Bitcoin Plunging: Is This The Best Time To Buy BTC?
2024年7月5日 - 1:00PM
NEWSBTC
Bitcoin is fast selling off. At spot rates, the world’s most
valuable coin dropped by over 5% on the last day of trading and
continues to spiral lower, easily breaking $60,000. The
psychological round number has been level to watch out for over the
previous few days, especially following gains over the weekend.

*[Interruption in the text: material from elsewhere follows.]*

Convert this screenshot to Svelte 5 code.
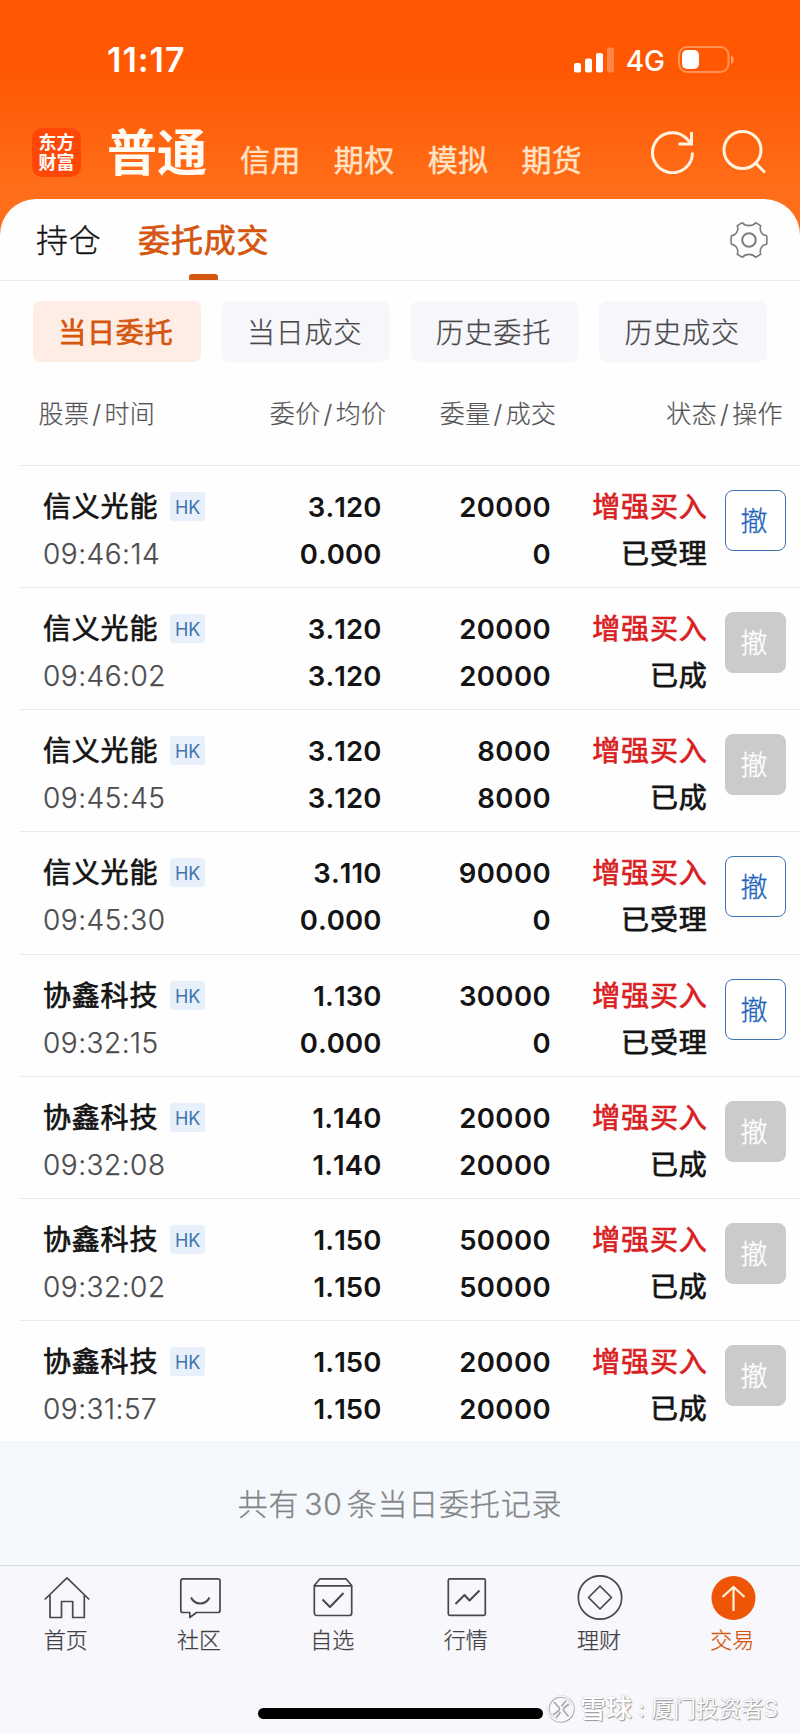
<script>
  const accounts = ['信用', '期权', '模拟', '期货'];
  const filters = ['当日委托', '当日成交', '历史委托', '历史成交'];
  const navItems = [
    { id: 'home', label: '首页' },
    { id: 'community', label: '社区' },
    { id: 'watch', label: '自选' },
    { id: 'market', label: '行情' },
    { id: 'wealth', label: '理财' },
    { id: 'trade', label: '交易' }
  ];
  const total = 30;

  let activeFilter = '当日委托';
  let activeNav = 'trade';

  let orders = [
    { name: '信义光能', time: '09:46:14', price: '3.120', avg: '0.000', qty: 20000, filled: 0 },
    { name: '信义光能', time: '09:46:02', price: '3.120', avg: '3.120', qty: 20000, filled: 20000 },
    { name: '信义光能', time: '09:45:45', price: '3.120', avg: '3.120', qty: 8000, filled: 8000 },
    { name: '信义光能', time: '09:45:30', price: '3.110', avg: '0.000', qty: 90000, filled: 0 },
    { name: '协鑫科技', time: '09:32:15', price: '1.130', avg: '0.000', qty: 30000, filled: 0 },
    { name: '协鑫科技', time: '09:32:08', price: '1.140', avg: '1.140', qty: 20000, filled: 20000 },
    { name: '协鑫科技', time: '09:32:02', price: '1.150', avg: '1.150', qty: 50000, filled: 50000 },
    { name: '协鑫科技', time: '09:31:57', price: '1.150', avg: '1.150', qty: 20000, filled: 20000 }
  ];

  function isDone(order) {
    return order.filled === order.qty;
  }
</script>

<div class="app">
  <header>
    <div class="status-bar">
      <span class="clock">11:17</span>
      <div class="signals">
        <svg class="bars" width="40" height="26" viewBox="0 0 40 26" fill="#fff">
          <rect x="0" y="16" width="7" height="9.5" rx="2" />
          <rect x="11" y="11.5" width="7" height="14" rx="2" />
          <rect x="22" y="6" width="7" height="19.5" rx="2" />
          <rect x="33" y="0.5" width="7" height="25" rx="2" opacity="0.28" />
        </svg>
        <span class="network">4G</span>
        <svg class="battery" width="56" height="28" viewBox="0 0 56 28">
          <rect x="1" y="1" width="49.5" height="25" rx="8" fill="none" stroke="#ff9452" stroke-width="2" />
          <rect x="4" y="4" width="17" height="19" rx="5" fill="#fff" />
          <path d="M53 9.5c3.6 1.4 3.6 7 0 8.4z" fill="#ffa36b" />
        </svg>
      </div>
    </div>

    <div class="account-bar">
      <div class="logo"><span>东方</span><span>财富</span></div>
      <h1>普通</h1>
      <div class="accounts">
        {#each accounts as account}
          <span>{account}</span>
        {/each}
      </div>
      <div class="tools">
        <svg width="44" height="44" viewBox="0 0 44 44" fill="none" stroke="#fff3e0" stroke-width="3">
          <path d="M41.5 22.5A20 20 0 1 1 34.5 7.5L40 13" />
          <path d="M40.5 2V14H27.5" />
        </svg>
        <svg width="44" height="44" viewBox="0 0 44 44" fill="none" stroke="#fff3e0" stroke-width="3">
          <circle cx="20.5" cy="20" r="18.5" />
          <path d="M33 32.5L43 42.5" />
        </svg>
      </div>
    </div>
  </header>

  <main>
    <nav class="tabs">
      <span class="tab">持仓</span>
      <span class="tab active">委托成交</span>
      <svg class="gear" width="38" height="38" viewBox="-19 -19 38 38" fill="none" stroke="#7c7c7c" stroke-width="1.6">
        <path d="M-6.5 -17.2C-3.8 -13.4 3.8 -13.4 6.5 -17.2Q9.5 -16 11.8 -14.2C9.9 -9.9 13 -4.5 17.7 -4.2Q18.2 0 17.7 4.2C13 4.5 9.9 9.9 11.8 14.2Q9.5 16 6.5 17.2C3.8 13.4 -3.8 13.4 -6.5 17.2Q-9.5 16 -11.8 14.2C-9.9 9.9 -13 4.5 -17.7 4.2Q-18.2 0 -17.7 -4.2C-13 -4.5 -9.9 -9.9 -11.8 -14.2Q-9.5 -16 -6.5 -17.2Z" stroke-linejoin="round" />
        <circle r="6.8" stroke-width="2" />
      </svg>
    </nav>

    <div class="filters">
      {#each filters as filter}
        <button
          type="button"
          class:active={filter === activeFilter}
          on:click={() => (activeFilter = filter)}
        >
          {filter}
        </button>
      {/each}
    </div>

    <div class="columns">
      <span>股票<i>/</i>时间</span>
      <span>委价<i>/</i>均价</span>
      <span>委量<i>/</i>成交</span>
      <span>状态<i>/</i>操作</span>
    </div>

    <div class="orders">
      {#each orders as order}
        <div class="order">
          <div class="stock">
            <div class="name">{order.name}<span class="market">HK</span></div>
            <div class="time">{order.time}</div>
          </div>
          <div class="num price">
            <div>{order.price}</div>
            <div>{order.avg}</div>
          </div>
          <div class="num">
            <div>{order.qty}</div>
            <div>{order.filled}</div>
          </div>
          <div class="state">
            <div class="side">增强买入</div>
            <div>{isDone(order) ? '已成' : '已受理'}</div>
          </div>
          <button type="button" class="cancel" disabled={isDone(order)}>撤</button>
        </div>
      {/each}
    </div>
  </main>

  <div class="summary">共有<span>{total}</span>条当日委托记录</div>

  <footer>
    {#each navItems as item}
      <button type="button" class:active={item.id === activeNav} on:click={() => (activeNav = item.id)}>
        <svg width="46" height="46" viewBox="0 0 46 46" fill="none" stroke="#48484c" stroke-width="1.7" stroke-linejoin="round">
          {#if item.id === 'home'}
            <path d="M.8 24.5L23 2.8 45.2 24.5M6 20V42.5H17.5V26.5H28.7V42.5H40.3V20" />
          {:else if item.id === 'community'}
            <path d="M5 3.8H41a2 2 0 0 1 2 2V35.5a2 2 0 0 1-2 2H19.5L12.8 42.5V37.5H5.8a2 2 0 0 1-2-2V5.8a2 2 0 0 1 2-2" />
            <path d="M14 22.5C18 30.5 28.5 30.5 32.5 22.5" stroke-width="2" />
          {:else if item.id === 'watch'}
            <path d="M4.3 10.5L10 3.8H36L41.7 10.5V38a2.5 2.5 0 0 1-2.5 2.5H6.8a2.5 2.5 0 0 1-2.5-2.5ZM4.3 10.8H41.7" />
            <path d="M12.5 24.5L20 32L33.5 18" stroke-width="2" />
          {:else if item.id === 'market'}
            <rect x="4.3" y="3.8" width="37" height="36.5" rx="1.5" />
            <path d="M11.5 29L20.5 20L25.5 25.5L35.5 15.5" stroke-width="2" />
          {:else if item.id === 'wealth'}
            <circle cx="23" cy="22.5" r="21.7" />
            <path d="M23 11L34.5 22.5L23 34L11.5 22.5Z" />
          {:else}
            <circle cx="23.5" cy="23" r="22" fill="#ee5506" stroke="none" />
            <path d="M23.5 36V12.5M12.5 22L23.5 12L34.5 22" stroke="#fff3e0" stroke-width="2.2" stroke-linejoin="miter" />
          {/if}
        </svg>
        <span>{item.label}</span>
      </button>
    {/each}
    <div class="home-indicator"></div>
    <div class="watermark">
      <svg width="28" height="28" viewBox="0 0 28 28" fill="none">
        <circle cx="14" cy="14" r="12.5" stroke="#a9a9ad" stroke-width="2.5" />
        <circle cx="13.5" cy="13.5" r="12.5" stroke="#fff" stroke-width="1.5" />
        <path d="M7 7L12 12.500Q13 14 12 15.500L6 20M14.500 11.500L19 5.500M22 9L17 13Q16 14.500 17 16L21.500 21.500M9 23L13.500 17" stroke="#a9a9ad" stroke-width="1.7" />
      </svg>
      <b>雪球</b><em>:</em><span>厦门投资者S</span>
    </div>
  </footer>
</div>

<style>
:global(body) {
  background: #f8f7fc;
}

.app {
  width: 800px;
  height: 1734px;
  overflow: hidden;
  background: #fefefe;
  color: #141414;
  font-family: Inter, "Noto Sans CJK SC", sans-serif;
}

button {
  border: none;
  padding: 0;
  font-family: inherit;
  cursor: pointer;
}

svg {
  display: block;
  flex: none;
}

header {
  height: 239px;
  background: linear-gradient(#ff5702 70px, #ff6f1b 195px);
}

.status-bar {
  display: flex;
  justify-content: space-between;
  align-items: center;
  height: 119px;
  padding: 0 66px 0 107px;
  color: #fff;
}

.clock {
  font-size: 34px;
  font-weight: 600;
  letter-spacing: 1px;
}

.signals {
  display: flex;
  align-items: center;
}

.network {
  margin: 2px 13px 0 12px;
  font-size: 28px;
  font-weight: 500;
}

.account-bar {
  display: flex;
  height: 80px;
  padding: 0 34px 0 32px;
}

.logo {
  display: flex;
  flex-direction: column;
  justify-content: center;
  width: 49px;
  height: 49px;
  margin-top: 9px;
  border-radius: 10px;
  background: #ff4807;
  color: #fff;
  font-size: 18px;
  font-weight: 700;
  line-height: 20px;
  text-align: center;
}

h1 {
  margin: 4px 0 0 26px;
  color: #fffaf2;
  font-size: 50px;
  font-weight: 700;
  line-height: 60px;
}

.accounts {
  display: flex;
  gap: 33px;
  margin: 21px 0 0 33px;
  color: #ffe4c8;
  font-size: 30px;
  line-height: 40px;
  -webkit-text-stroke: 0.4px;
}

.accounts span {
  letter-spacing: 0.4px;
}

.tools {
  display: flex;
  gap: 27px;
  margin: 11px 0 0 auto;
}

main {
  margin-top: -40px;
  position: relative;
  border-radius: 36px 36px 0 0;
  background: #fefefe;
}

.tabs {
  display: flex;
  align-items: center;
  height: 81px;
  padding: 0 32px 0 36px;
  border-bottom: 1px solid #ececee;
}

.tab {
  position: relative;
  padding-top: 2px;
  font-size: 32px;
  font-weight: 300;
  line-height: 79px;
  letter-spacing: 0.8px;
  -webkit-text-stroke: 0.3px;
}

.tab.active {
  margin-left: 36.5px;
  color: #d4560f;
  font-weight: 400;
  -webkit-text-stroke: 0.7px;
}

.tab.active::after {
  content: '';
  position: absolute;
  left: 51px;
  bottom: 0;
  width: 29px;
  height: 6px;
  border-radius: 3px 3px 1px 1px;
  background: #d4560f;
}

.gear {
  margin-left: auto;
}

.filters {
  display: grid;
  grid-template-columns: repeat(4, 1fr);
  gap: 21px;
  padding: 20px 33px 0;
}

.filters button {
  height: 61px;
  padding: 0 2px 2px 0;
  border-radius: 8px;
  background: #f7f7fb;
  color: #48484a;
  font-size: 28px;
  font-weight: 300;
  letter-spacing: 0.8px;
  -webkit-text-stroke: 0.25px;
}

.filters button.active {
  background: #fdede5;
  color: #d4560f;
  font-weight: 400;
  -webkit-text-stroke: 0.7px;
}

.columns,
.order {
  display: grid;
  grid-template-columns: 200px 148px 170px 1fr;
}

.columns {
  height: 102px;
  padding: 1px 17px 0 38.5px;
  color: #545456;
  font-size: 25px;
  font-weight: 300;
  line-height: 102px;
  letter-spacing: 0.4px;
  -webkit-text-stroke: 0.2px;
}

.columns span + span {
  text-align: right;
}

.columns i {
  padding: 0 3px;
  font-style: normal;
}

.orders {
  margin-left: 20px;
}

.order {
  grid-template-columns: 200px 161.5px 169.5px 133.5px 80px;
  box-sizing: border-box;
  height: 122.16px;
  padding: 18px 0 0 23px;
  border-top: 1px solid #ebebed;
  line-height: 47px;
}

.name {
  display: flex;
  align-items: center;
  height: 47px;
  font-size: 28px;
  letter-spacing: 0.8px;
  -webkit-text-stroke: 0.7px;
}

.market {
  width: 35px;
  height: 29px;
  margin: -2px 0 0 12px;
  border-radius: 3px;
  background: #e8f1fb;
  color: #3f74b0;
  font-size: 18px;
  line-height: 31px;
  letter-spacing: 0;
  text-align: center;
  -webkit-text-stroke: 0;
}

.time {
  color: #4c4c4e;
  font-size: 28px;
  font-weight: 300;
  letter-spacing: 0.5px;
  -webkit-text-stroke: 0.25px;
}

.num {
  padding-right: 23px;
  font-size: 27.5px;
  font-weight: 600;
  font-kerning: none;
  letter-spacing: 0.4px;
  text-align: right;
}

.price {
  letter-spacing: 0.1px;
}

.state {
  font-size: 28px;
  letter-spacing: 0.8px;
  text-align: right;
  -webkit-text-stroke: 0.7px;
}

.side {
  color: #d9201f;
}

.cancel {
  box-sizing: border-box;
  width: 61px;
  height: 61px;
  margin: 6px 0 0 17px;
  padding: 0 2px 2px 0;
  border: 1.5px solid #3f74b4;
  border-radius: 8px;
  background: #fff;
  color: #2064bb;
  font-size: 27px;
  font-weight: 300;
  -webkit-text-stroke: 0.3px;
}

.cancel:disabled {
  border-color: #cbcbcb;
  background: #cbcbcb;
  color: #fff;
}

.summary {
  height: 122px;
  border-top: 1px solid #eceff2;
  background: #f5f9fd;
  color: #848486;
  font-size: 30px;
  font-weight: 300;
  line-height: 122px;
  letter-spacing: 0.8px;
  text-align: center;
  -webkit-text-stroke: 0.3px;
}

.summary span {
  margin: 0 4px 0 5px;
}

footer {
  position: relative;
  display: grid;
  grid-template-columns: repeat(6, 1fr);
  height: 169px;
  border-top: 1px solid #dcdae0;
  background: #f8f7fc;
}

footer button {
  display: flex;
  flex-direction: column;
  align-items: center;
  padding-top: 9px;
  background: none;
  color: #404044;
  font-size: 22px;
  font-weight: 300;
  line-height: 38px;
  -webkit-text-stroke: 0.25px;
}

footer button span {
  padding-right: 2px;
}

footer button.active {
  color: #d4560f;
}

.home-indicator {
  position: absolute;
  left: 258px;
  bottom: 16px;
  width: 285px;
  height: 11px;
  border-radius: 6px;
  background: #000;
}

.watermark {
  position: absolute;
  left: 547px;
  bottom: 9px;
  display: flex;
  align-items: center;
  height: 34px;
  color: #fff;
  font-size: 22.5px;
  text-shadow: 1px 1px 1px #98989c, 0 0 1px #98989c;
}

.watermark b {
  margin-left: 5px;
  font-size: 26px;
  font-weight: 500;
}

.watermark em {
  width: 19px;
  font-style: normal;
  text-align: center;
}

.watermark b,
.watermark em,
.watermark span {
  line-height: 32px;
}
</style>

Bitcoin Is Down: Is It Time To Buy? While Bitcoin is edging lower
and sellers are relentless, one analyst thinks this is the right
time to stack up. In a post on X, the analyst argues that Bitcoin
is on the cusp of the “Spring” phase within the Wyckoff
re-accumulation model. The Wyckoff model is a technical analysis
tool used by traders and chartists. Traditionally, it uses price
and volume patterns to identify potential price movements. Related
Reading: Crypto Market In Panic As Bitcoin Crash To $57,000 Sends
105,000 Traders To The Slaughter While Wyckoff describes multiple
phases when it comes to price patterns, the “Spring” stage is what
most traders always track. When prices “spring” higher from this
stage, the coin tends to break out from the current range at the
back of rising trading volume. Looking at the Bitcoin daily chart,
it is evident that prices have been consolidating. Thus far, the
primary support is around the May and June 2024 lows. Then, prices
broke lower, sinking below $57,000 and bottoming at around $56,500
in May. Resistance lies between $72,000 and March 2024 highs on the
upper end. As it is, Bitcoin is retesting the primary
support, with the July 4 bar piercing $60,000 and dropping to as
low as $56,900 earlier today. Based on the Wyckoff model, prices
are priming for the spring phase. This preview will hold,
especially if there is no confirmation of today’s losses. Miner
Capitulating Though Long-Term Holders Are Not Selling Though
the analyst is upbeat, not everyone is bullish. According to Willy
Woo, an on-chain analyst, the current sell-off is primarily driven
by miner capitulation. Looking at the Bitcoin Hash Ribbons, the
drop appears to be getting started as the market culls off “weak”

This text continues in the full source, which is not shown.